/---

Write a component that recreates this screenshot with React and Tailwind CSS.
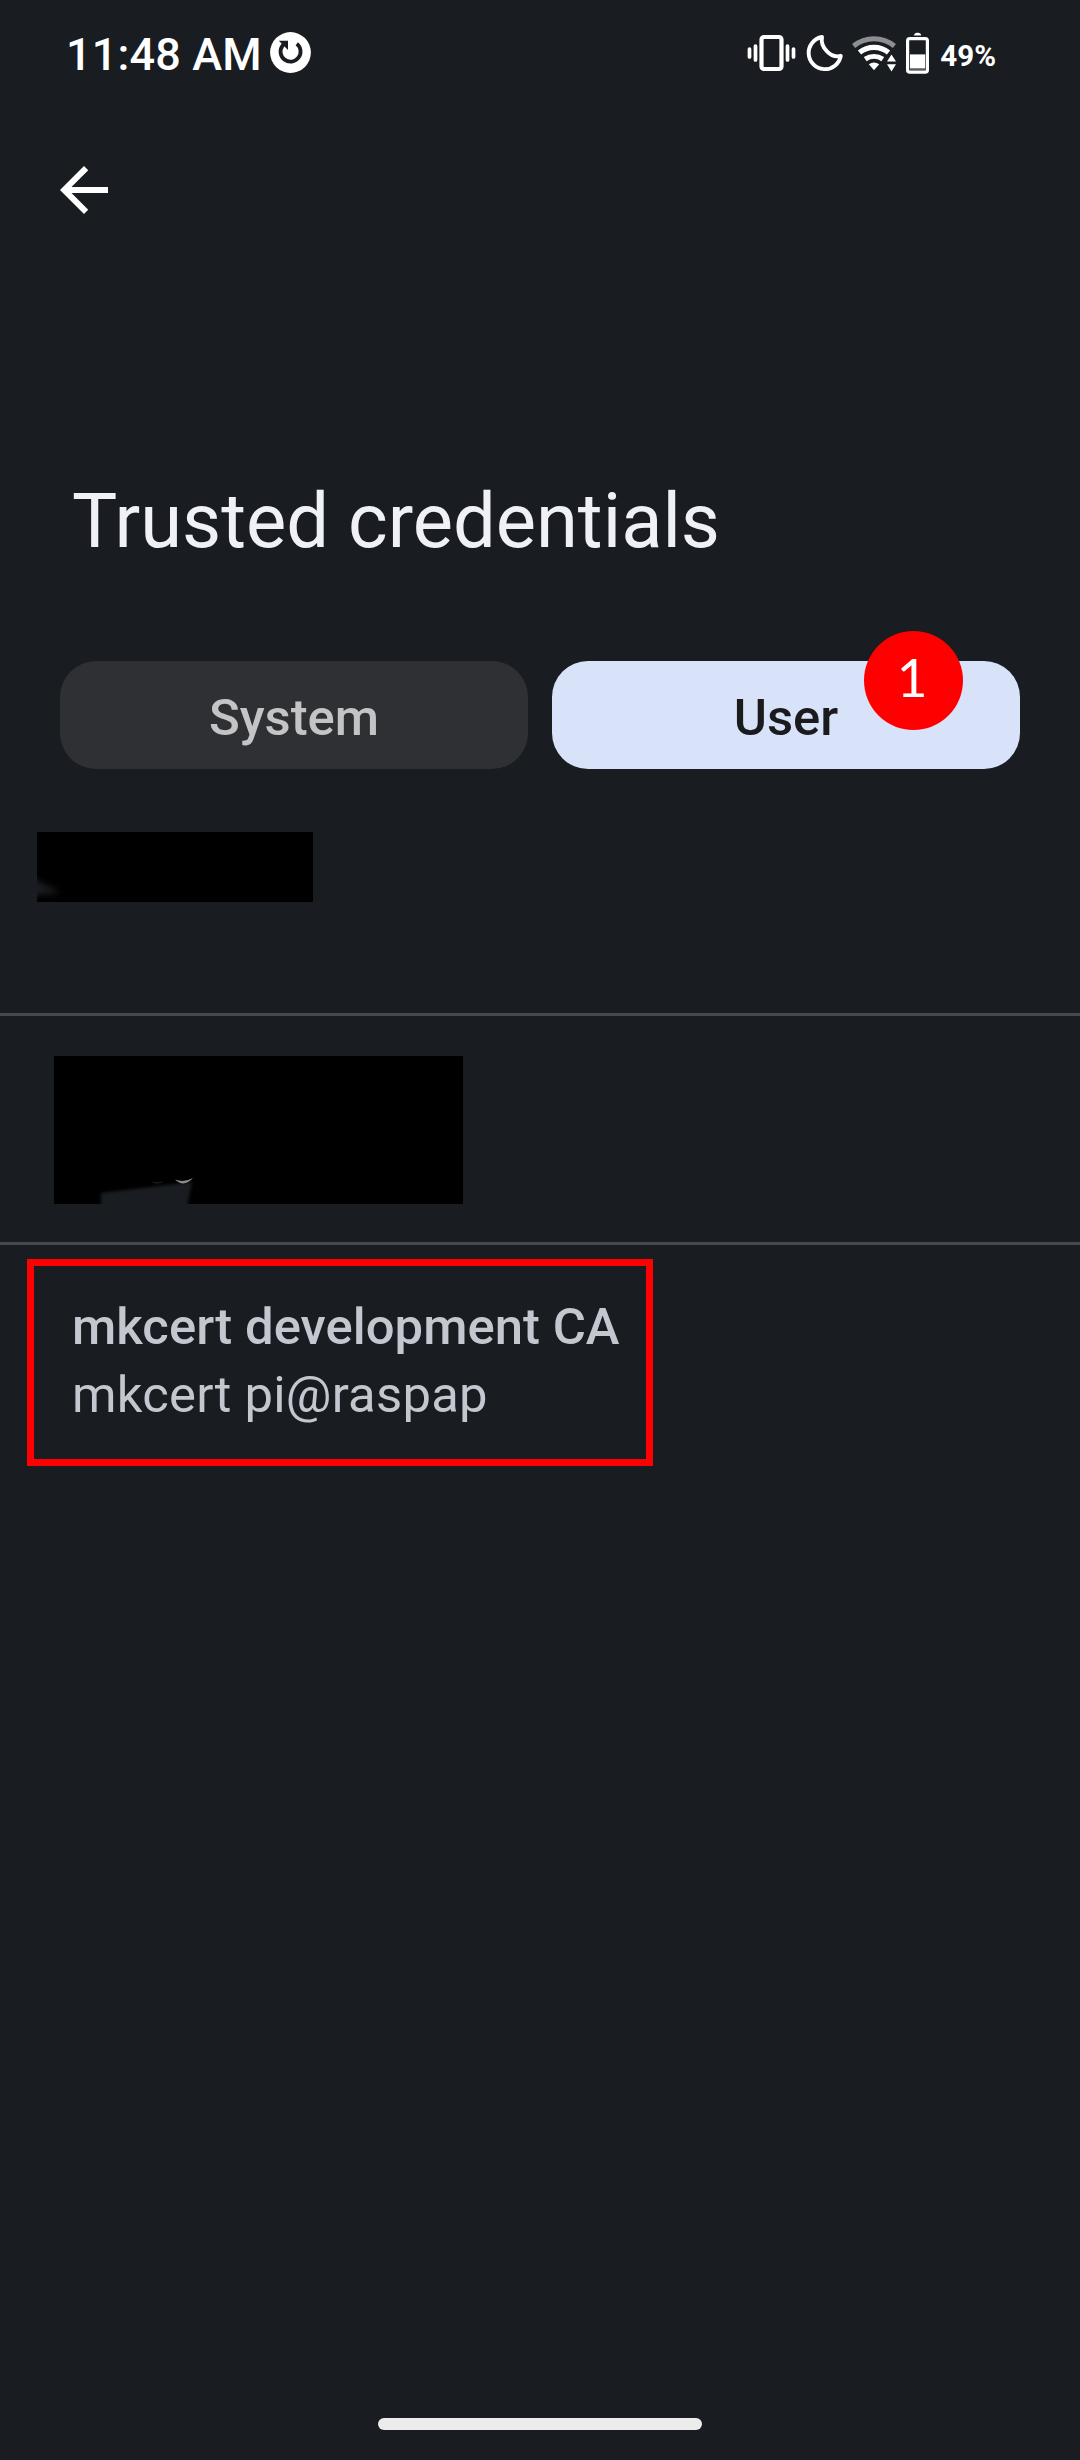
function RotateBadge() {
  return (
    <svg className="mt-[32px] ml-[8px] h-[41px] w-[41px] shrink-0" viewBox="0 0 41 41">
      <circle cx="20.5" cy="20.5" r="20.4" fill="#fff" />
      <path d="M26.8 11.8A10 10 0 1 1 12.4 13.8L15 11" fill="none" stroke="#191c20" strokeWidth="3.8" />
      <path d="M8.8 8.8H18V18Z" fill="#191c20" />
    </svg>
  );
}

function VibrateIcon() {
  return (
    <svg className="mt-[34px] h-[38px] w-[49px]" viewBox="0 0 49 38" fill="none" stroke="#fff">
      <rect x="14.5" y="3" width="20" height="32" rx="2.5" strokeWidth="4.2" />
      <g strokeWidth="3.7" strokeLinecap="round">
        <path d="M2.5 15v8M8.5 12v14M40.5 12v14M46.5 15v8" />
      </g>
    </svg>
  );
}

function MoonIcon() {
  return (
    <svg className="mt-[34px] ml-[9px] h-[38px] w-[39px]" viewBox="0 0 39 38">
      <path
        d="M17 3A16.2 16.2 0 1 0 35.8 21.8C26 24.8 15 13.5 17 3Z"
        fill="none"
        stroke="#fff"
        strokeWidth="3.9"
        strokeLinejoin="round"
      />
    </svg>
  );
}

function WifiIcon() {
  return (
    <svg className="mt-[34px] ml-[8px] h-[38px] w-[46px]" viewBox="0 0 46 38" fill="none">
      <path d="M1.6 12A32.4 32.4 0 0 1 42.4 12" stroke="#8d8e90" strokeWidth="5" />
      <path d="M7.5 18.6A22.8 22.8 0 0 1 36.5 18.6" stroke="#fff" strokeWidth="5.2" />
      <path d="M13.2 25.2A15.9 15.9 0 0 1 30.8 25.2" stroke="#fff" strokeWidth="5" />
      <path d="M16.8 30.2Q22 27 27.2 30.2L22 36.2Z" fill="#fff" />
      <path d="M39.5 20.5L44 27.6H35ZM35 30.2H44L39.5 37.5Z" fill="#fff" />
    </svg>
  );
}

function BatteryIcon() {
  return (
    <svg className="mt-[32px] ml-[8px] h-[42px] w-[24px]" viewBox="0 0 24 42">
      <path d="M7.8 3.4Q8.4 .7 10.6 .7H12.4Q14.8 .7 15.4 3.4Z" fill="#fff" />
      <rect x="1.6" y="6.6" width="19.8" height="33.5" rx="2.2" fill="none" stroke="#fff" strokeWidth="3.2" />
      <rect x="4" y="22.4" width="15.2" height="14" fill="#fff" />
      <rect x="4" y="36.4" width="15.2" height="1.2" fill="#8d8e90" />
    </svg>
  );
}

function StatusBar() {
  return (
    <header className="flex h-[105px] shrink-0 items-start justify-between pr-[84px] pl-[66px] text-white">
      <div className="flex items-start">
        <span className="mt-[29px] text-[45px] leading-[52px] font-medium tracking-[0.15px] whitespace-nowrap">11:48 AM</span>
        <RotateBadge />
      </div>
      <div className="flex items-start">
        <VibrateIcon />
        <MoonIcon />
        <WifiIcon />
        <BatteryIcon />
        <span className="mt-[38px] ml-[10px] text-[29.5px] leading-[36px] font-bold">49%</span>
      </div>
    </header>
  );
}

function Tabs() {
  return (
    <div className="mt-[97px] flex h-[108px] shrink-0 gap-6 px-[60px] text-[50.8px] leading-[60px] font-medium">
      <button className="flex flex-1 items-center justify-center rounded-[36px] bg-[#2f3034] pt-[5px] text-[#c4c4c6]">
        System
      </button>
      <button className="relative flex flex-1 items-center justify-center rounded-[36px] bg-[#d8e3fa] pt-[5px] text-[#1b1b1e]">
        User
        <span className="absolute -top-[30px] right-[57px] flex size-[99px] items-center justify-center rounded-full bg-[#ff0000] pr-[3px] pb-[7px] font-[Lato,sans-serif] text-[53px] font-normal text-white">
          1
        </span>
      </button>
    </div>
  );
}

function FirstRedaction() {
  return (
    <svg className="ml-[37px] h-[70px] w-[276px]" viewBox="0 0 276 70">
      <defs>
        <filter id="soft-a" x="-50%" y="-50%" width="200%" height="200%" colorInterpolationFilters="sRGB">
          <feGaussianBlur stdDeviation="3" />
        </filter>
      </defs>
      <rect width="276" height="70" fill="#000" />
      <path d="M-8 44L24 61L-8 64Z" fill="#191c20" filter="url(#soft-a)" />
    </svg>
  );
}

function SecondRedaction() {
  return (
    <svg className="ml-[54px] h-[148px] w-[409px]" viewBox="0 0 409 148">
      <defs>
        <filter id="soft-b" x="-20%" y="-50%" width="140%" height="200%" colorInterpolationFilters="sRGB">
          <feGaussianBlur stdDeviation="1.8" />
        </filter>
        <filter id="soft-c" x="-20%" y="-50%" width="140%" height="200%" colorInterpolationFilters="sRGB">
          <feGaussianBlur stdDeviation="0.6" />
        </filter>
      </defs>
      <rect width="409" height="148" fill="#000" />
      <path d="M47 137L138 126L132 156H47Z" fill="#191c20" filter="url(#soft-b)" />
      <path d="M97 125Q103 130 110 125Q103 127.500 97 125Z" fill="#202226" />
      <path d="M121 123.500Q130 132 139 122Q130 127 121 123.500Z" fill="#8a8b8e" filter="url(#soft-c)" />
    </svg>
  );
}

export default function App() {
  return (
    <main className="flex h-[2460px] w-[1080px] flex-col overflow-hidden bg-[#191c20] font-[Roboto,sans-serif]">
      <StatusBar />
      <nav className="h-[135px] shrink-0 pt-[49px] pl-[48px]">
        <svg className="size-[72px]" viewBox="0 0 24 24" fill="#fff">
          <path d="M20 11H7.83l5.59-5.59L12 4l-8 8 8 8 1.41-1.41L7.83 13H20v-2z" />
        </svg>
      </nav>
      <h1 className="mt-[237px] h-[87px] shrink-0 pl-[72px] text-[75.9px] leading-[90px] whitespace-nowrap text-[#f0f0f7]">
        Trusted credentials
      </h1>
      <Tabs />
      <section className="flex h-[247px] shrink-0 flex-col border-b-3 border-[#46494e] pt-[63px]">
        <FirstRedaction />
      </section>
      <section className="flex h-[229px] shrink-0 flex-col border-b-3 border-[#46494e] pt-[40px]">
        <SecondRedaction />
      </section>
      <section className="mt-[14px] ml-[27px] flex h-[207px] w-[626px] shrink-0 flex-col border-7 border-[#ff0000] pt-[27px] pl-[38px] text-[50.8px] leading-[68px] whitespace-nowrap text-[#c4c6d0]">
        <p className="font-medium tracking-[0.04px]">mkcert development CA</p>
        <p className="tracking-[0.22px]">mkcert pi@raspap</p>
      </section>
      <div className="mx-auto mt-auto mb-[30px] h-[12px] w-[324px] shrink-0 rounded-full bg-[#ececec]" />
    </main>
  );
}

\---

Omit the pictures and output all of the other material exactly.

## Output below
Write a component that recreates this screenshot with React and Tailwind CSS.
function RotateBadge() {
  return (
    <svg className="mt-[32px] ml-[8px] h-[41px] w-[41px] shrink-0" viewBox="0 0 41 41">
      <circle cx="20.5" cy="20.5" r="20.4" fill="#fff" />
      <path d="M26.8 11.8A10 10 0 1 1 12.4 13.8L15 11" fill="none" stroke="#191c20" strokeWidth="3.8" />
      <path d="M8.8 8.8H18V18Z" fill="#191c20" />
    </svg>
  );
}

function VibrateIcon() {
  return (
    <svg className="mt-[34px] h-[38px] w-[49px]" viewBox="0 0 49 38" fill="none" stroke="#fff">
      <rect x="14.5" y="3" width="20" height="32" rx="2.5" strokeWidth="4.2" />
      <g strokeWidth="3.7" strokeLinecap="round">
        <path d="M2.5 15v8M8.5 12v14M40.5 12v14M46.5 15v8" />
      </g>
    </svg>
  );
}

function MoonIcon() {
  return (
    <svg className="mt-[34px] ml-[9px] h-[38px] w-[39px]" viewBox="0 0 39 38">
      <path
        d="M17 3A16.2 16.2 0 1 0 35.8 21.8C26 24.8 15 13.5 17 3Z"
        fill="none"
        stroke="#fff"
        strokeWidth="3.9"
        strokeLinejoin="round"
      />
    </svg>
  );
}

function WifiIcon() {
  return (
    <svg className="mt-[34px] ml-[8px] h-[38px] w-[46px]" viewBox="0 0 46 38" fill="none">
      <path d="M1.6 12A32.4 32.4 0 0 1 42.4 12" stroke="#8d8e90" strokeWidth="5" />
      <path d="M7.5 18.6A22.8 22.8 0 0 1 36.5 18.6" stroke="#fff" strokeWidth="5.2" />
      <path d="M13.2 25.2A15.9 15.9 0 0 1 30.8 25.2" stroke="#fff" strokeWidth="5" />
      <path d="M16.8 30.2Q22 27 27.2 30.2L22 36.2Z" fill="#fff" />
      <path d="M39.5 20.5L44 27.6H35ZM35 30.2H44L39.5 37.5Z" fill="#fff" />
    </svg>
  );
}

function BatteryIcon() {
  return (
    <svg className="mt-[32px] ml-[8px] h-[42px] w-[24px]" viewBox="0 0 24 42">
      <path d="M7.8 3.4Q8.4 .7 10.6 .7H12.4Q14.8 .7 15.4 3.4Z" fill="#fff" />
      <rect x="1.6" y="6.6" width="19.8" height="33.5" rx="2.2" fill="none" stroke="#fff" strokeWidth="3.2" />
      <rect x="4" y="22.4" width="15.2" height="14" fill="#fff" />
      <rect x="4" y="36.4" width="15.2" height="1.2" fill="#8d8e90" />
    </svg>
  );
}

function StatusBar() {
  return (
    <header className="flex h-[105px] shrink-0 items-start justify-between pr-[84px] pl-[66px] text-white">
      <div className="flex items-start">
        <span className="mt-[29px] text-[45px] leading-[52px] font-medium tracking-[0.15px] whitespace-nowrap">11:48 AM</span>
        <RotateBadge />
      </div>
      <div className="flex items-start">
        <VibrateIcon />
        <MoonIcon />
        <WifiIcon />
        <BatteryIcon />
        <span className="mt-[38px] ml-[10px] text-[29.5px] leading-[36px] font-bold">49%</span>
      </div>
    </header>
  );
}

function Tabs() {
  return (
    <div className="mt-[97px] flex h-[108px] shrink-0 gap-6 px-[60px] text-[50.8px] leading-[60px] font-medium">
      <button className="flex flex-1 items-center justify-center rounded-[36px] bg-[#2f3034] pt-[5px] text-[#c4c4c6]">
        System
      </button>
      <button className="relative flex flex-1 items-center justify-center rounded-[36px] bg-[#d8e3fa] pt-[5px] text-[#1b1b1e]">
        User
        <span className="absolute -top-[30px] right-[57px] flex size-[99px] items-center justify-center rounded-full bg-[#ff0000] pr-[3px] pb-[7px] font-[Lato,sans-serif] text-[53px] font-normal text-white">
          1
        </span>
      </button>
    </div>
  );
}

function FirstRedaction() {
  return (
    <svg className="ml-[37px] h-[70px] w-[276px]" viewBox="0 0 276 70">
      <defs>
        <filter id="soft-a" x="-50%" y="-50%" width="200%" height="200%" colorInterpolationFilters="sRGB">
          <feGaussianBlur stdDeviation="3" />
        </filter>
      </defs>
      <rect width="276" height="70" fill="#000" />
      <path d="M-8 44L24 61L-8 64Z" fill="#191c20" filter="url(#soft-a)" />
    </svg>
  );
}

function SecondRedaction() {
  return (
    <svg className="ml-[54px] h-[148px] w-[409px]" viewBox="0 0 409 148">
      <defs>
        <filter id="soft-b" x="-20%" y="-50%" width="140%" height="200%" colorInterpolationFilters="sRGB">
          <feGaussianBlur stdDeviation="1.8" />
        </filter>
        <filter id="soft-c" x="-20%" y="-50%" width="140%" height="200%" colorInterpolationFilters="sRGB">
          <feGaussianBlur stdDeviation="0.6" />
        </filter>
      </defs>
      <rect width="409" height="148" fill="#000" />
      <path d="M47 137L138 126L132 156H47Z" fill="#191c20" filter="url(#soft-b)" />
      <path d="M97 125Q103 130 110 125Q103 127.500 97 125Z" fill="#202226" />
      <path d="M121 123.500Q130 132 139 122Q130 127 121 123.500Z" fill="#8a8b8e" filter="url(#soft-c)" />
    </svg>
  );
}

export default function App() {
  return (
    <main className="flex h-[2460px] w-[1080px] flex-col overflow-hidden bg-[#191c20] font-[Roboto,sans-serif]">
      <StatusBar />
      <nav className="h-[135px] shrink-0 pt-[49px] pl-[48px]">
        <svg className="size-[72px]" viewBox="0 0 24 24" fill="#fff">
          <path d="M20 11H7.83l5.59-5.59L12 4l-8 8 8 8 1.41-1.41L7.83 13H20v-2z" />
        </svg>
      </nav>
      <h1 className="mt-[237px] h-[87px] shrink-0 pl-[72px] text-[75.9px] leading-[90px] whitespace-nowrap text-[#f0f0f7]">
        Trusted credentials
      </h1>
      <Tabs />
      <section className="flex h-[247px] shrink-0 flex-col border-b-3 border-[#46494e] pt-[63px]">
        <FirstRedaction />
      </section>
      <section className="flex h-[229px] shrink-0 flex-col border-b-3 border-[#46494e] pt-[40px]">
        <SecondRedaction />
      </section>
      <section className="mt-[14px] ml-[27px] flex h-[207px] w-[626px] shrink-0 flex-col border-7 border-[#ff0000] pt-[27px] pl-[38px] text-[50.8px] leading-[68px] whitespace-nowrap text-[#c4c6d0]">
        <p className="font-medium tracking-[0.04px]">mkcert development CA</p>
        <p className="tracking-[0.22px]">mkcert pi@raspap</p>
      </section>
      <div className="mx-auto mt-auto mb-[30px] h-[12px] w-[324px] shrink-0 rounded-full bg-[#ececec]" />
    </main>
  );
}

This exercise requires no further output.